Return the count of lines that mention "styles", with no other words.

--------------------------------------------------

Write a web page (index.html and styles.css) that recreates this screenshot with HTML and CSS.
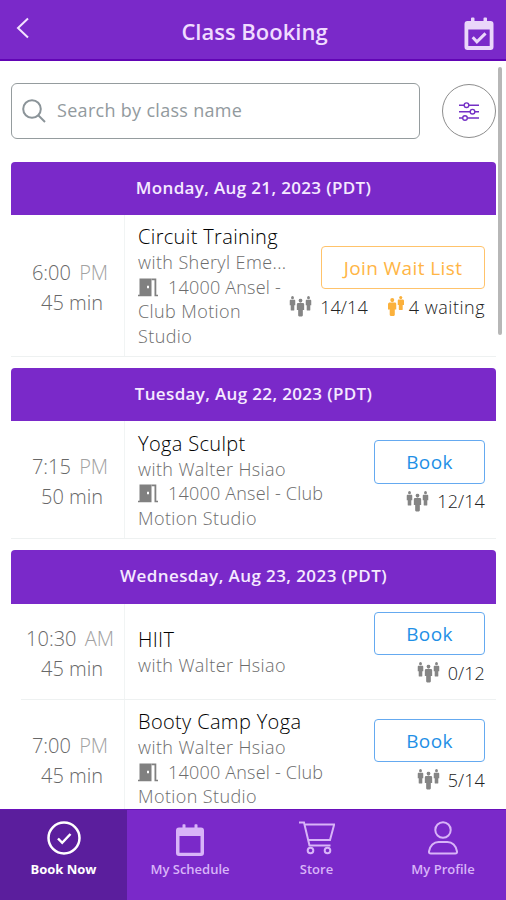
FILE: index.html
```html
<!DOCTYPE html>
<html lang="en">
<head>
<meta charset="utf-8">
<title>Class Booking</title>
<link rel="stylesheet" href="styles.css">
</head>
<body>
<svg class="defs" width="0" height="0">
  <symbol id="person" viewBox="0 0 8 17" preserveAspectRatio="none"><circle cx="4" cy="1.900" r="1.900"/><path d="M1 4.200h6l1 1v5.300H6.400V15.500a1 1 0 0 1-1 1H2.600a1 1 0 0 1-1-1V10.500H0V5.200z"/></symbol>
  <symbol id="people" viewBox="0 0 23 21"><use href="#person" x="0.500" y="0" width="6" height="15"/><use href="#person" x="16.500" y="0" width="6" height="15"/><use href="#person" x="7.600" y="2.500" width="7.800" height="18.500"/></symbol>
  <symbol id="door" viewBox="0 0 20 19"><path fill-rule="evenodd" d="M1.500.5h12v17.800H0v-1.500h1.500zM9 7.800v2.500h2V7.800z"/><path d="M13.500.5h4.800v16.300H20v1.500h-3.500V2.300h-3z"/></symbol>
</svg>
<div class="app">
  <header class="topbar">
    <svg class="back" viewBox="0 0 14 22"><path d="M12 1.500 2 11l10 9.500"/></svg>
    <h1>Class Booking</h1>
    <svg class="cal-check" viewBox="0 0 30 34"><path fill-rule="evenodd" d="M3.500 4H7V1.500a1 1 0 0 1 1-1h1.500a1 1 0 0 1 1 1V4h9V1.500a1 1 0 0 1 1-1H22a1 1 0 0 1 1 1V4h3.500a3 3 0 0 1 3 3v23a3 3 0 0 1-3 3h-23a3 3 0 0 1-3-3V7a3 3 0 0 1 3-3zM4.300 12.500v16.500h21.400V12.500z"/><path class="tick" d="m8.700 20.300 4.200 4.500 8.600-8.400"/></svg>
  </header>
  <main class="content">
    <div class="search-row">
      <div class="search">
        <svg class="lens" viewBox="0 0 24 24"><circle cx="10" cy="10" r="8.800"/><path d="m16.500 16.500 6.500 6.500"/></svg>
        <span class="placeholder">Search by class name</span>
      </div>
      <div class="filter">
        <svg viewBox="0 0 20 19"><path d="M0 3.200h5m5 0h10M0 9.700h11m5 0h4M0 16h3.500m5 0H20"/><circle cx="7.500" cy="3.200" r="2.300"/><circle cx="13.500" cy="9.700" r="2.300"/><circle cx="6" cy="16" r="2.300"/></svg>
      </div>
    </div>

    <section class="day">
      <h2>Monday, Aug 21, 2023 (PDT)</h2>
      <div class="row tall">
        <div class="time"><div class="clock">6:00 <i>PM</i></div><div class="length">45 min</div></div>
        <div class="info"><h3>Circuit Training</h3><p>with Sheryl Eme...</p><p><span class="place"><svg class="door"><use href="#door"/></svg>14000 Ansel -</span><br>Club Motion<br>Studio</p></div>
        <div class="actions"><a class="btn wait">Join Wait List</a><div class="stats"><svg class="people"><use href="#people"/></svg><span>14/14</span><svg class="pair" viewBox="0 0 16 21"><use href="#person" x="0" y="2" width="8.500" height="18.500"/><use href="#person" x="9.500" y="0" width="6.500" height="14.500"/></svg><span class="waiting">4 waiting</span></div></div>
      </div>
    </section>

    <section class="day">
      <h2>Tuesday, Aug 22, 2023 (PDT)</h2>
      <div class="row">
        <div class="time"><div class="clock">7:15 <i>PM</i></div><div class="length">50 min</div></div>
        <div class="info"><h3>Yoga Sculpt</h3><p>with Walter Hsiao</p><p><span class="place"><svg class="door"><use href="#door"/></svg>14000 Ansel - Club</span><br>Motion Studio</p></div>
        <div class="actions"><a class="btn">Book</a><div class="stats"><svg class="people"><use href="#people"/></svg><span>12/14</span></div></div>
      </div>
    </section>

    <section class="day">
      <h2 class="long">Wednesday, Aug 23, 2023 (PDT)</h2>
      <div class="row short">
        <div class="time"><div class="clock">10:30 <i>AM</i></div><div class="length">45 min</div></div>
        <div class="info"><h3>HIIT</h3><p>with Walter Hsiao</p></div>
        <div class="actions"><a class="btn">Book</a><div class="stats"><svg class="people"><use href="#people"/></svg><span>0/12</span></div></div>
      </div>
      <div class="row">
        <div class="time"><div class="clock">7:00 <i>PM</i></div><div class="length">45 min</div></div>
        <div class="info"><h3>Booty Camp Yoga</h3><p>with Walter Hsiao</p><p><span class="place"><svg class="door"><use href="#door"/></svg>14000 Ansel - Club</span><br>Motion Studio</p></div>
        <div class="actions"><a class="btn">Book</a><div class="stats"><svg class="people"><use href="#people"/></svg><span>5/14</span></div></div>
      </div>
    </section>
    <div class="scrollbar"></div>
  </main>
  <nav class="tabs">
    <a class="tab active"><svg viewBox="0 0 36 36"><circle cx="18" cy="18" r="15.500"/><path d="m12 18.500 4.200 4.300 8.300-8.800"/></svg><span>Book Now</span></a>
    <a class="tab"><svg viewBox="0 0 36 36"><path class="solid" fill-rule="evenodd" d="M7 7.500h3.500V5q0-.8.800-.8h1.400q.8 0 .8.800v2.500h9V5q0-.8.800-.8h1.400q.8 0 .8.800v2.500H29q3 0 3 3v22.500q0 3-3 3H7q-3 0-3-3V10.500q0-3 3-3zM7.500 16v16.700h21V16z"/></svg><span>My Schedule</span></a>
    <a class="tab"><svg viewBox="0 0 36 36"><path d="M0 2.500h5l5.500 23h21M6.500 4.500h28.700L31 20H9.500"/><circle cx="11.500" cy="30.500" r="2.800"/><circle cx="28.500" cy="30.500" r="2.800"/></svg><span>Store</span></a>
    <a class="tab"><svg viewBox="0 0 36 36"><circle cx="18" cy="10" r="7.700"/><path d="M5.800 33.500h24.400q2 0 1.800-2c-.8-6-5-9.500-9.500-9.500h-9C9 22 4.800 25.500 4 31.500q-.2 2 1.800 2z"/></svg><span>My Profile</span></a>
  </nav>
</div>
</body>
</html>
```
FILE: styles.css
```css
* { box-sizing: border-box; margin: 0; padding: 0; }
body { background: #fff; font-family: "Open Sans", sans-serif; overflow: hidden; }
.defs { display: block; }
.app { width: 506px; height: 900px; display: flex; flex-direction: column; }
.topbar { height: 61px; flex: none; background: #7a29c9; border-bottom: 2px solid #6205b5; display: flex; align-items: center; justify-content: space-between; padding: 5px 12px 0 16px; }
.topbar h1 { font: 600 22px/30px "Open Sans", sans-serif; color: #f0dcff; letter-spacing: 0; padding-left: 15px; margin-top: -2px; }
.back { width: 14px; height: 22px; fill: none; stroke: #f3e2ff; stroke-width: 2; margin-top: -8px; }
.cal-check { width: 30px; height: 34px; fill: #ead7fa; margin-top: 4px; }
.cal-check .tick { fill: none; stroke: #ead7fa; stroke-width: 3; }
.content { flex: 1; min-height: 0; overflow: hidden; padding: 22px 10px 0 11px; position: relative; }
.search-row { display: flex; justify-content: space-between; align-items: center; margin-bottom: 22.500px; }
.search { width: 409px; height: 56px; border: 1.500px solid #959c9e; border-radius: 6px; display: flex; align-items: center; padding: 0 0 2px 10px; }
.lens { width: 24px; height: 24px; fill: none; stroke: #8b9499; stroke-width: 2; margin-top: 2px; }
.placeholder { font-size: 18px; font-weight: 500; color: #929a9e; letter-spacing: .3px; margin-left: 11px; }
.filter { width: 54px; height: 54px; border: 1px solid #8d8d8d; border-radius: 50%; display: flex; align-items: center; justify-content: center; }
.filter svg { width: 20px; height: 19px; fill: none; stroke: #7430c5; stroke-width: 1.4; }
.day { margin-bottom: 11px; }
.day h2 { height: 53.500px; background: #7a29c9; border-radius: 4px 4px 0 0; color: #f5e9ff; font: 600 17px/52px "Open Sans", sans-serif; letter-spacing: .35px; text-align: center; white-space: nowrap; }
.day h2.long { letter-spacing: .42px; }
.row { height: 118px; display: flex; align-items: center; border-bottom: 1.500px solid #eef1f1; }
.row.tall { height: 141.500px; }
.row.short { height: 96px; border-image: linear-gradient(to right, transparent 11px, #eef1f1 11px) 1; border-width: 0 0 1px; }
.time { width: 114px; align-self: stretch; border-right: 1px solid #f1f4f4; display: flex; flex-direction: column; justify-content: center; padding: 5px 0 0 5px; font-size: 20px; line-height: 30px; color: #686868; text-align: center; font-weight: 300; flex: none; margin-right: 13px; }
.length { padding-left: 4px; }
.clock i { font-style: normal; color: #a2a2a2; margin-left: 3px; }
.info { flex: 1; white-space: nowrap; min-width: 0; font-size: 18px; line-height: 24.500px; color: #6c6c6c; font-weight: 300; letter-spacing: .4px; padding-top: 2px; }
.info h3 { font-size: 20px; line-height: 26px; font-weight: 300; color: #000; letter-spacing: .35px; }
.place { letter-spacing: .2px; }
.door { width: 20px; height: 19px; fill: #808080; vertical-align: -3px; margin-right: 10px; }
.actions { flex: none; height: 79px; display: flex; flex-direction: column; align-items: flex-end; margin-right: 11px; }
.btn { width: 111px; height: 43.500px; border: 1.500px solid #65aaf0; border-radius: 4px; color: #1f90e6; font-size: 19px; line-height: 43px; text-align: center; letter-spacing: .4px; }
.btn.wait { width: 164px; border-color: #ffc36b; color: #ffb545; }
.stats { display: flex; align-items: center; height: 35px; font-size: 18px; font-weight: 300; color: #222; letter-spacing: .1px; }
.waiting { letter-spacing: .5px; }
.people { width: 23px; height: 21px; fill: #858585; margin-right: 8px; }
.pair { width: 16px; height: 21px; fill: #fbb13c; margin: 0 5px 0 20px; }
.scrollbar { position: absolute; top: 6px; right: 4px; width: 4px; height: 268px; border-radius: 2px; background: #b7b7b7; }
.tabs { height: 91px; flex: none; display: grid; grid-template-columns: 127px 126px 127px 126px; background: #7a29c9; }
.tab { display: flex; flex-direction: column; align-items: center; padding-top: 10px; color: #d8b4f8; font-size: 13px; font-weight: 600; line-height: 18px; border-top: 1px solid #6a11bb; }
.tab svg { width: 36px; height: 36px; fill: none; stroke: currentColor; stroke-width: 2; margin-bottom: 4px; }
.tab .solid { fill: currentColor; stroke: none; }
.tab.active { background: #5b1e9d; color: #fff; font-weight: 700; }
.tab.active svg { stroke-width: 2.500; }
```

--------------------------------------------------

Answer to this exercise: 3